Bloggus Eternicus, Day 103: Creativity in the Corners

January 11th, 2011

Why do the Japanese salt away creativity in little corners of life we ignore?  I think it’s because they care more.

The graphic above is a bar code.  The computer reads it just fine.

It’s one of dozens of whimsical, surprising bar codes Japanese manufacturers have put on their products lately. Yes, they pay money to tickle their customers’ fancy on the most functional part of a package.  Here’s one I love.

And another:

There are times I think there is more creativity in everyday Japanese life than there is in most American formal art. Another stroke of packaging genius is the label designed to tell a shopper whether meat is fresh or not.  I mean, how boring is that?

But instead of a faint little “sell-by date” hidden somewhere on the package, forcing shoppers to squint as they paw through a cold meat case, the Japanese have come up with an hourglass.  When the meat is put in the case, the top of the hourglass is black and the bottom is empty.  The longer the package stays in the case, the emptier the top is and the fuller the bottom. As good as this idea is, here’s the genius of it: the bar code is in the bottom half of the hourglass, and when that’s gotten too dark, the checkout scanner can’t read it, so the old meat literally can’t be sold.

Or consider the lowly manhole.  What could be aesthetically drearier?  Well, look here:

Or here:

Look at that metalwork.  Because someone took pride of his or her work in one corner of Japan, manhole covers all over Japan are gradually being reinvented as municipal art.

This is the kind of thing that can defer the arrival of the Age of the Concrete Slab.  We should be encouraging it. Towns and cities (since all good ideas are local) should be holding contests to identify low-cost ways to salt little creative sunbursts in otherwise commonplace places. What could be more commonplace than a bar code or a manhole?  Are these examples “common”?
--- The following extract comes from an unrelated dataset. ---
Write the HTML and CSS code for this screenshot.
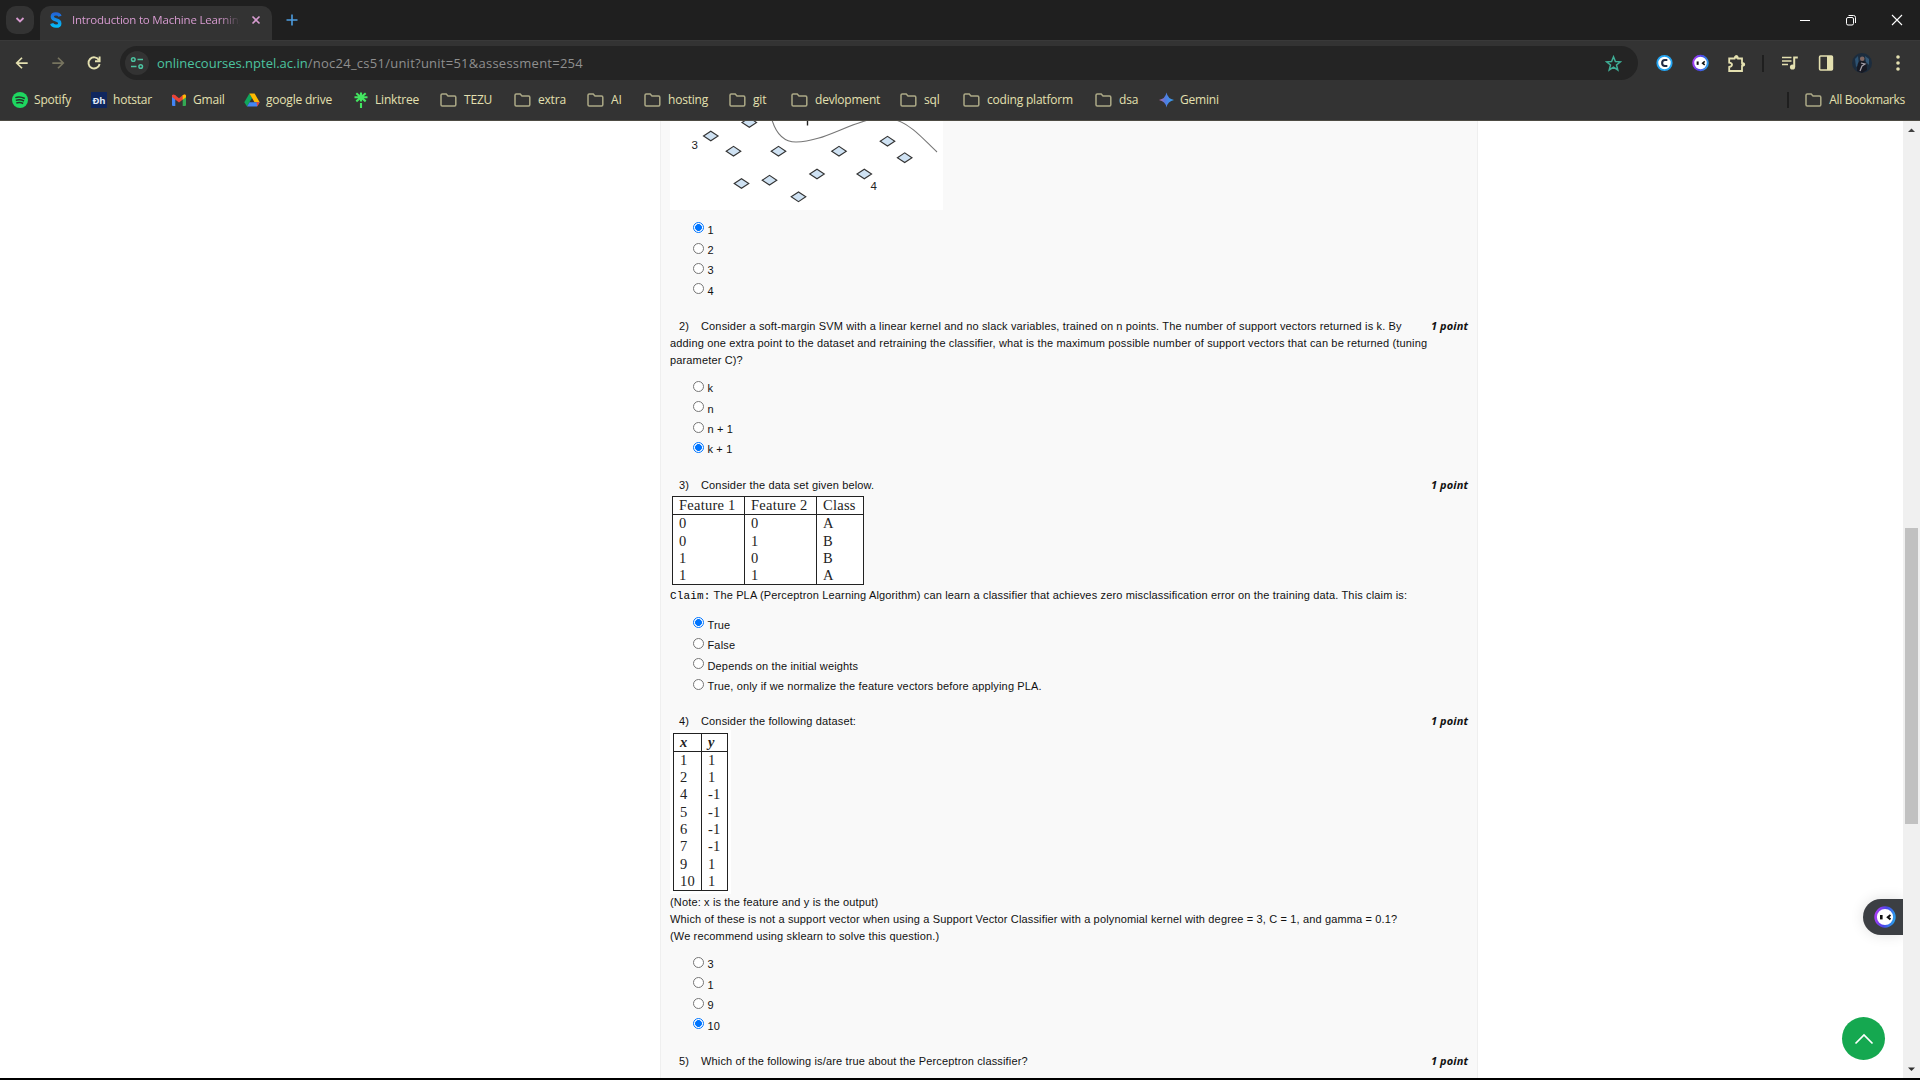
FILE: index.html
```html
<!DOCTYPE html>
<html lang="en">
<head>
<meta charset="utf-8">
<title>Introduction to Machine Learning</title>
<link rel="stylesheet" href="styles.css">
</head>
<body>
<svg class="defs" width="0" height="0">
  <symbol id="folder" viewBox="0 0 17 16"><path d="M1 12.8V3.2Q1 2 2.2 2H6.2L8 4H14.6Q15.8 4 15.8 5.2V12.8Q15.8 14 14.6 14H2.2Q1 14 1 12.8Z" fill="none" stroke="#aca986" stroke-width="1.5"/></symbol>
  <symbol id="bot" viewBox="0 0 22 22"><circle cx="11" cy="11" r="9.4" fill="#fff" stroke="url(#ring)" stroke-width="2.6"/><rect x="6" y="9" width="2.6" height="4.4" fill="#111"/><path d="M16.5 9L13.8 11.2L16.5 13.4" fill="none" stroke="#111" stroke-width="2"/></symbol>
  <defs><linearGradient id="ring" x1="0" y1="0.4" x2="1" y2="0.6"><stop offset="0" stop-color="#a43df5"/><stop offset=".5" stop-color="#4a45e8"/><stop offset="1" stop-color="#2b9bea"/></linearGradient>
  <linearGradient id="gem"><stop offset="0" stop-color="#c56a9f"/><stop offset=".4" stop-color="#5279e0"/><stop offset="1" stop-color="#35a5f0"/></linearGradient>
  <linearGradient id="ess" x1="0" y1="0" x2="0" y2="1"><stop offset="0" stop-color="#2166d8"/><stop offset="1" stop-color="#05b9f7"/></linearGradient></defs>
</svg>

<header class="browser">
  <div class="tabstrip">
    <div class="tabsearch"><svg width="12" height="12" viewBox="0 0 12 12"><path d="M2.5 4L6 7.5L9.5 4" fill="none" stroke="#d79bd0" stroke-width="1.8"/></svg></div>
    <div class="tab">
      <svg width="14" height="18" viewBox="0 0 14 18"><path d="M11 5.2Q10.300 2.800 7 2.800Q3.300 2.800 3.300 5.500Q3.300 8 7 8.8Q10.800 9.6 10.800 12.4Q10.800 15.200 7 15.200Q3.500 15.200 2.700 12.6" fill="none" stroke="url(#ess)" stroke-width="3.3"/></svg>
      <span class="tab-title">Introduction to Machine Learning</span>
      <svg class="tab-close" width="10" height="10" viewBox="0 0 10 10"><path d="M1.5 1.5L8.5 8.5M8.5 1.5L1.5 8.5" stroke="#d79bd0" stroke-width="1.6"/></svg>
    </div>
    <svg class="newtab" width="12" height="12" viewBox="0 0 12 12"><path d="M6 .5V11.5M.5 6H11.5" stroke="#4d9de0" stroke-width="1.6"/></svg>
    <div class="window-buttons">
      <svg viewBox="0 0 12 12"><path d="M1 6.5H11" stroke="#fff"/></svg>
      <svg viewBox="0 0 12 12"><rect x="1.5" y="3.5" width="7" height="7.5" rx="1.5" fill="none" stroke="#fff"/><path d="M3.5 1.5H8.5Q10.5 1.5 10.5 3.5V9" fill="none" stroke="#fff"/></svg>
      <svg viewBox="0 0 12 12"><path d="M1 1L11 11M11 1L1 11" stroke="#fff" stroke-width="1.1"/></svg>
    </div>
  </div>

  <div class="toolbar">
    <div class="btn"><svg width="14" height="14" viewBox="0 0 16 16"><path d="M14.5 8H2.5M8 2L2 8L8 14" fill="none" stroke="#e4e0b0" stroke-width="2"/></svg></div>
    <div class="btn"><svg width="14" height="14" viewBox="0 0 16 16"><path d="M1.5 8H13.5M8 2L14 8L8 14" fill="none" stroke="#77745f" stroke-width="2"/></svg></div>
    <div class="btn"><svg width="16" height="16" viewBox="0 0 16 16"><path d="M13 5.2A5.6 5.6 0 1 0 13.6 9" fill="none" stroke="#e4e0b0" stroke-width="1.9"/><path d="M13.6 1.5V6.2H9" fill="none" stroke="#e4e0b0" stroke-width="1.9"/></svg></div>
    <div class="omnibox">
      <div class="site"><svg width="14" height="14" viewBox="0 0 14 14" fill="none" stroke="#4cc3a0" stroke-width="1.5"><circle cx="3.3" cy="3.5" r="1.8"/><path d="M7.5 3.5H13M1 10.5H6.5"/><circle cx="10.7" cy="10.5" r="1.8"/></svg></div>
      <span class="url"><span class="domain">onlinecourses.nptel.ac.in</span><span class="path">/noc24_cs51/unit?unit=51&amp;assessment=254</span></span>
      <svg class="star" width="17" height="17" viewBox="0 0 17 17"><path d="M8.5 1.8L10.4 6.5L15.4 6.8L11.5 10L12.8 15L8.5 12.2L4.2 15L5.5 10L1.6 6.8L6.6 6.5Z" fill="none" stroke="#3fae96" stroke-width="1.5"/></svg>
    </div>
    <div class="btn"><svg width="17" height="18" viewBox="0 0 18 18"><circle cx="9" cy="9" r="7.6" fill="#fff" stroke="#23a4f2" stroke-width="2"/><path d="M12 5.8H9.4Q6.5 5.8 6.5 9Q6.5 12.2 9.4 12.2H12" fill="none" stroke="#222b45" stroke-width="2.2"/></svg></div>
    <div class="btn"><svg width="17" height="18"><use href="#bot"/></svg></div>
    <div class="btn"><svg width="19" height="19" viewBox="0 0 19 19"><path d="M2.2 4.5H7.5Q8 2.2 9.3 2.2Q10.7 2.2 11 4.5H15V9Q17.3 9.4 17.3 10.5Q17.3 11.6 15 12V17H2.2V13Q5 12.5 5 10.8Q5 9 2.2 8.7Z" fill="none" stroke="#e4e0b0" stroke-width="1.8"/><circle cx="9.3" cy="3" r="1.7" fill="#e4e0b0"/><circle cx="16.2" cy="10.5" r="1.7" fill="#e4e0b0"/></svg></div>
    <div class="divider"></div>
    <div class="btn"><svg width="18" height="16" viewBox="0 0 18 16"><path d="M1 2.5H10.5M1 6H10.5M1 9.5H7" stroke="#e4e0b0" stroke-width="1.7"/><circle cx="11.5" cy="12" r="2.6" fill="#e4e0b0"/><path d="M13.2 12V2.5H16.8" fill="none" stroke="#e4e0b0" stroke-width="2"/></svg></div>
    <div class="btn"><svg width="16" height="16" viewBox="0 0 16 16"><rect x="1.6" y="1" width="12.8" height="14" rx="1" fill="none" stroke="#e4e0b0" stroke-width="1.6"/><path d="M9 1H14.5V15H9Z" fill="#e4e0b0"/></svg></div>
    <div class="btn"><svg width="20" height="20" viewBox="0 0 20 20"><circle cx="10" cy="10" r="10" fill="#1c2c3d"/><path d="M3 6L6 3L7 12L4 14Z" fill="#2d5272"/><path d="M13 3L17 6V12L14 9Z" fill="#315573"/><path d="M5 18Q5 9 8 8L12 8Q15 9 15 17L10 20Z" fill="#171923"/><circle cx="10.2" cy="5.8" r="2.3" fill="#806762"/><path d="M9 10L13 11L10 13L8 18" fill="none" stroke="#a5a1aa" stroke-width="1.2"/></svg></div>
    <div class="btn"><svg width="4" height="18" viewBox="0 0 4 18" fill="#e4e0b0"><circle cx="2" cy="3" r="1.8"/><circle cx="2" cy="9" r="1.8"/><circle cx="2" cy="15" r="1.8"/></svg></div>
  </div>

  <nav class="bookmarks">
    <div><svg viewBox="0 0 16 16"><circle cx="8" cy="8" r="8" fill="#1ed760"/><path d="M3.3 5.6Q8 4 12.8 6.5M3.8 8.4Q8 7 12 9M4.3 11Q8 9.9 11.2 11.5" fill="none" stroke="#24362a" stroke-width="1.5"/></svg>Spotify</div>
    <div><svg viewBox="0 0 16 16"><rect width="16" height="16" fill="#10275e"/><text x="1.5" y="11.5" font-size="9.5" font-weight="700" fill="#dfe6f4" font-family="Open Sans,sans-serif">Ðh</text></svg>hotstar</div>
    <div><svg viewBox="0 0 16 16"><path d="M1 3H4.3V14H2Q1 14 1 13Z" fill="#4285f4"/><path d="M11.7 3H15V13Q15 14 14 14H11.7Z" fill="#34a853"/><path d="M1 5V3.6Q2 1.6 4 3L8 6.2L12 3Q14 1.6 15 3.6V5L8 10.4Z" fill="#ea4335"/><path d="M11.7 3.2Q14.5 1.5 15 4V5.3L11.7 7.7Z" fill="#fbbc04"/></svg>Gmail</div>
    <div><svg viewBox="0 0 16 16"><path d="M5.4 1.5L8 6L3 14.5L.3 10.3Z" fill="#11a65c"/><path d="M5.4 1.5H10.6L15.7 10.3H10.5Z" fill="#ffba00"/><path d="M5.5 10.3H15.7L13 14.5H3Z" fill="#4285f4"/><path d="M12.5 10.3H15.7L13.2 14.5Z" fill="#ea4335"/></svg>google drive</div>
    <div><svg viewBox="0 0 16 16"><path d="M8 .5V9.5M1.5 5.3H14.5M3.3 1.2L12.7 9.4M12.7 1.2L3.3 9.4M8 11V16" stroke="#43e660" stroke-width="2.1"/></svg>Linktree</div>
    <div class="dir"><svg><use href="#folder"/></svg>TEZU</div>
    <div class="dir"><svg><use href="#folder"/></svg>extra</div>
    <div class="dir"><svg><use href="#folder"/></svg>AI</div>
    <div class="dir"><svg><use href="#folder"/></svg>hosting</div>
    <div class="dir"><svg><use href="#folder"/></svg>git</div>
    <div class="dir"><svg><use href="#folder"/></svg>devlopment</div>
    <div class="dir"><svg><use href="#folder"/></svg>sql</div>
    <div class="dir"><svg><use href="#folder"/></svg>coding platform</div>
    <div class="dir"><svg><use href="#folder"/></svg>dsa</div>
    <div class="gemini"><svg viewBox="0 0 16 16"><path d="M7.5 .5Q8.700 6.800 15 8Q8.700 9.200 7.500 15.500Q6.300 9.200 0 8Q6.300 6.800 7.500 .5Z" fill="url(#gem)"/></svg>Gemini</div>
    <div class="dir all"><svg><use href="#folder"/></svg>All Bookmarks</div>
  </nav>
</header>

<div class="viewport">
  <main class="sheet">
    <svg class="figure" width="273" height="89" viewBox="0 0 273 89">
      <rect width="273" height="89" fill="#fff"/>
      <path d="M102 -1C106 12 114 21 126 21C150 21 172 6 198 -1M226 -1C242 4 254 19 267 31" fill="none" stroke="#777" stroke-width="1.1"/>
      <path d="M137.500 0V4.500" stroke="#222" stroke-width="1.400"/>
      <g fill="#cfe2f3" stroke="#333" stroke-width="1.100">
        <path d="M72 1.500l7.300-4.800l7.300 4.800l-7.300 4.800z"/><path d="M33.500 15l7.300-4.800l7.300 4.800l-7.300 4.800z"/><path d="M56.200 30.200l7.300-4.800l7.300 4.800l-7.300 4.800z"/><path d="M101.200 30.200l7.300-4.800l7.300 4.800l-7.300 4.800z"/><path d="M161.700 30.200l7.300-4.800l7.300 4.800l-7.300 4.800z"/><path d="M210.200 20.200l7.300-4.800l7.300 4.800l-7.300 4.800z"/><path d="M227.400 36.700l7.300-4.800l7.300 4.800l-7.300 4.800z"/><path d="M139.700 53l7.300-4.800l7.300 4.800l-7.300 4.800z"/><path d="M187 53l7.300-4.800l7.300 4.800l-7.300 4.800z"/><path d="M64.200 62.500l7.300-4.800l7.300 4.800l-7.300 4.800z"/><path d="M92.200 59.200l7.300-4.800l7.300 4.800l-7.300 4.800z"/><path d="M121.200 75.800l7.300-4.800l7.300 4.800l-7.300 4.800z"/>
      </g>
      <g font-family="Liberation Sans,sans-serif" font-size="11.500" fill="#222"><text x="21.500" y="28">3</text><text x="200.500" y="69">4</text></g>
    </svg>
    <ul class="options">
      <li><i class="radio on"></i><span>1</span></li><li><i class="radio"></i><span>2</span></li><li><i class="radio"></i><span>3</span></li><li><i class="radio"></i><span>4</span></li>
    </ul>

    <section class="question">
      <div class="head"><span class="num">2)</span><span>Consider a soft-margin SVM with a linear kernel and no slack variables, trained on n points. The number of support vectors returned is k. By</span><b class="points">1 point</b></div>
      <p>adding one extra point to the dataset and retraining the classifier, what is the maximum possible number of support vectors that can be returned (tuning</p>
      <p>parameter C)?</p>
    </section>
    <ul class="options">
      <li><i class="radio"></i><span>k</span></li><li><i class="radio"></i><span>n</span></li><li><i class="radio"></i><span>n + 1</span></li><li><i class="radio on"></i><span>k + 1</span></li>
    </ul>

    <section class="question perceptron">
      <div class="head"><span class="num">3)</span><span>Consider the data set given below.</span><b class="points">1 point</b></div>
      <div class="tex features">
        <div class="col"><span>Feature 1</span><span>0</span><span>0</span><span>1</span><span>1</span></div>
        <div class="col"><span>Feature 2</span><span>0</span><span>1</span><span>0</span><span>1</span></div>
        <div class="col"><span>Class</span><span>A</span><span>B</span><span>B</span><span>A</span></div>
      </div>
      <p><span class="claim">Claim:</span> The PLA (Perceptron Learning Algorithm) can learn a classifier that achieves zero misclassification error on the training data. This claim is:</p>
    </section>
    <ul class="options">
      <li><i class="radio on"></i><span>True</span></li><li><i class="radio"></i><span>False</span></li><li><i class="radio"></i><span>Depends on the initial weights</span></li><li><i class="radio"></i><span>True, only if we normalize the feature vectors before applying PLA.</span></li>
    </ul>

    <section class="question">
      <div class="head"><span class="num">4)</span><span>Consider the following dataset:</span><b class="points">1 point</b></div>
      <div class="tex-frame"><div class="tex xy">
        <div class="col"><span class="var">x</span><span>1</span><span>2</span><span>4</span><span>5</span><span>6</span><span>7</span><span>9</span><span>10</span></div>
        <div class="col"><span class="var">y</span><span>1</span><span>1</span><span>-1</span><span>-1</span><span>-1</span><span>-1</span><span>1</span><span>1</span></div>
      </div></div>
      <p>(Note: x is the feature and y is the output)</p>
      <p>Which of these is not a support vector when using a Support Vector Classifier with a polynomial kernel with degree = 3, C = 1, and gamma = 0.1?</p>
      <p>(We recommend using sklearn to solve this question.)</p>
    </section>
    <ul class="options">
      <li><i class="radio"></i><span>3</span></li><li><i class="radio"></i><span>1</span></li><li><i class="radio"></i><span>9</span></li><li><i class="radio on"></i><span>10</span></li>
    </ul>

    <section class="question last">
      <div class="head"><span class="num">5)</span><span>Which of the following is/are true about the Perceptron classifier?</span><b class="points">1 point</b></div>
    </section>
  </main>
  <div class="scrollbar">
    <svg width="17" height="17" viewBox="0 0 17 17"><path d="M5 11L8.500 7.500L12 11Z" fill="#404040"/></svg>
    <div class="thumb"></div>
    <svg width="17" height="17" viewBox="0 0 17 17"><path d="M5 6.500L8.500 10L12 6.500Z" fill="#303030"/></svg>
  </div>
  <div class="assistant"><svg width="22" height="22"><use href="#bot"/></svg></div>
  <div class="to-top"><svg width="20" height="12" viewBox="0 0 20 12"><path d="M1.500 10.500L10 2L18.500 10.500" fill="none" stroke="#fff" stroke-width="1.700"/></svg></div>
</div>
<div class="bottom-edge"></div>
</body>
</html>
```
FILE: styles.css
```css
* { box-sizing: border-box; }
body { margin: 0; width: 1920px; height: 1080px; overflow: hidden; background: #fff; font-family: "Open Sans", "Noto Sans", sans-serif; display: flex; flex-direction: column; }
.defs { position: absolute; }
svg { display: block; flex: none; }

.browser { height: 121px; flex: none; background: #333; border-bottom: 1px solid #4d4b43; }
.tabstrip { height: 40px; background: #1f1f1f; display: flex; align-items: flex-end; padding-left: 6px; }
.tabsearch { width: 28px; height: 28px; margin: 0 6px 6px 0; border-radius: 10px; background: #333; display: grid; place-items: center; }
.tab { width: 232px; height: 34px; border-radius: 10px 10px 0 0; background: #333; display: flex; align-items: center; padding: 0 11px 6px 9px; }
.tab-title { width: 168px; margin-left: 9px; overflow: hidden; white-space: nowrap; font-size: 11.5px; line-height: 20px; letter-spacing: -.2px; color: #d79bd0; -webkit-mask-image: linear-gradient(90deg, #000 88%, transparent); mask-image: linear-gradient(90deg, #000 88%, transparent); }
.tab-close { margin-left: auto; }
.newtab { margin: 0 0 14px 14px; }
.window-buttons { margin-left: auto; display: flex; height: 40px; align-items: center; }
.window-buttons svg { width: 12px; height: 12px; margin: 0 17px; }

.toolbar { height: 46px; display: flex; align-items: center; padding: 0 4px 1px; border-top: 1px solid #393939; }
.btn { width: 36px; display: grid; place-items: center; }
.divider { width: 2px; height: 17px; margin: 0 8px; background: #1f1f1f; }
.omnibox { flex: 1; height: 34px; margin: 0 8px; border-radius: 17px; background: #242424; display: flex; align-items: center; padding: 0 16px 0 5px; }
.site { width: 24px; height: 24px; border-radius: 50%; background: #333; display: grid; place-items: center; }
.url { margin-left: 8px; font-size: 13px; white-space: nowrap; }
.domain { color: #4cc3a0; }
.path { color: #8f8f8f; letter-spacing: .25px; }
.star { margin-left: auto; }

.bookmarks { height: 27px; display: grid; grid-template-columns: 79px 80px 73px 109px 87px 74px 73px 57px 85px 62px 109px 63px 132px 64px 1fr auto; padding: 0 15px 0 12px; font-size: 12px; letter-spacing: -.2px; color: #e4e0b0; white-space: nowrap; }
.bookmarks div { display: flex; align-items: center; gap: 6px; }
.bookmarks svg { width: 16px; height: 16px; }
.bookmarks .dir { gap: 7px; }
.bookmarks .dir svg { width: 17px; }
.bookmarks .gemini { gap: 5px; }
.bookmarks .all { position: relative; padding-left: 16px; letter-spacing: -.33px; }
.bookmarks .all::before { content: ""; position: absolute; left: -2px; top: 6px; width: 2px; height: 16px; background: #1f1f1f; }

.viewport { position: relative; height: 957px; overflow: hidden; background: #fff; display: flex; justify-content: space-between; }
.bottom-edge { height: 2px; background: #000; }
.sheet { width: 818px; height: 957px; margin-left: 660px; padding: 0 9px; background: #f9f9f9; border: 1px solid #efefef; border-width: 0 1px; font: 11px/17px "Liberation Sans", Arial, sans-serif; letter-spacing: .15px; color: #111; white-space: nowrap; }
.options { list-style: none; margin: 8px 0 18px 23px; padding: 0; height: 81.6px; }
.options li { height: 20.4px; display: flex; align-items: center; }
.options span { padding-top: 4px; }
.radio { width: 11px; height: 11px; margin: 0 3.5px 1px 0; border: 1px solid #767676; border-radius: 50%; background: #fff; }
.radio.on { border-color: #0075ff; background: radial-gradient(circle, #0075ff 3.1px, #fff 3.7px); }
.question p { margin: 0; }
.perceptron { padding-top: 1px; }
.last { padding-top: 1px; }
.head { display: flex; height: 17px; }
.num { width: 22px; margin-left: 9px; }
.points { margin-left: auto; font: italic 700 11px/16px "Open Sans", sans-serif; letter-spacing: .1px; }
.claim { font-family: "Liberation Mono", monospace; letter-spacing: .15px; color: #000; }

.tex { display: grid; background: #fff; border: 1px solid #222; font: 14.5px/17.4px "Liberation Serif", serif; letter-spacing: .25px; color: #222; }
.tex .col { display: flex; flex-direction: column; }
.tex .col + .col { border-left: 1px solid #222; }
.tex .col span { height: 17.4px; padding-left: 6px; }
.tex .col span:first-child { height: 18px; border-bottom: 1px solid #222; }
.features { grid-template-columns: 71px 72px auto; width: 192px; height: 89px; margin: 2px 0 2px 2px; }
.tex-frame { width: 61px; height: 164px; padding: 3px; background: #fff; }
.xy { grid-template-columns: 27px auto; width: 55px; height: 158px; line-height: 17.2px; }
.xy .col span { height: 17.3px; }
.tex .col .var { font-style: italic; font-weight: 700; line-height: 17px; }

.scrollbar { width: 17px; height: 957px; background: #f0f0f0; display: flex; flex-direction: column; align-items: center; }
.thumb { width: 13px; height: 296px; margin: 390px 0 auto; background: #c1c1c1; }
.assistant { position: absolute; left: 1863px; top: 778px; width: 40px; height: 36px; border-radius: 18px 0 0 18px; background: #3c3f43; box-shadow: 0 0 14px rgba(0,0,0,.12); clip-path: inset(-20px 0 -20px -20px); display: flex; align-items: center; padding-left: 11px; }
.to-top { position: absolute; left: 1842px; top: 896px; width: 43px; height: 43px; border-radius: 50%; background: #15a850; display: grid; place-items: center; }
```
Let’s finish with a field of rice.  The farmer planted rice plants with different colored leaves, and since rice is a grass, they grew into good, strong solids.  Here you go:

Tell me this isn’t cool.

12 Responses to “Bloggus Eternicus, Day 103: Creativity in the Corners”

  1. Sylvia Says:

    It’s very cool.

    I suspect one reason that art exists in the corners like that is because the Japanese don’t appear to have a phrase for “Get a life.” There’s a respect for making things for creativity’s sake that the US and the UK dismiss as wasting time.

  2. Rachel Brady Says:

    I didn’t know about any of these things, and now I’m thoroughly delighted. Thanks for sharing!

  3. EverettK Says:

    People are shaped by cultures, and cultures are shaped by people. It’s a feedback loop. It’s what makes each culture, and makes each culture different.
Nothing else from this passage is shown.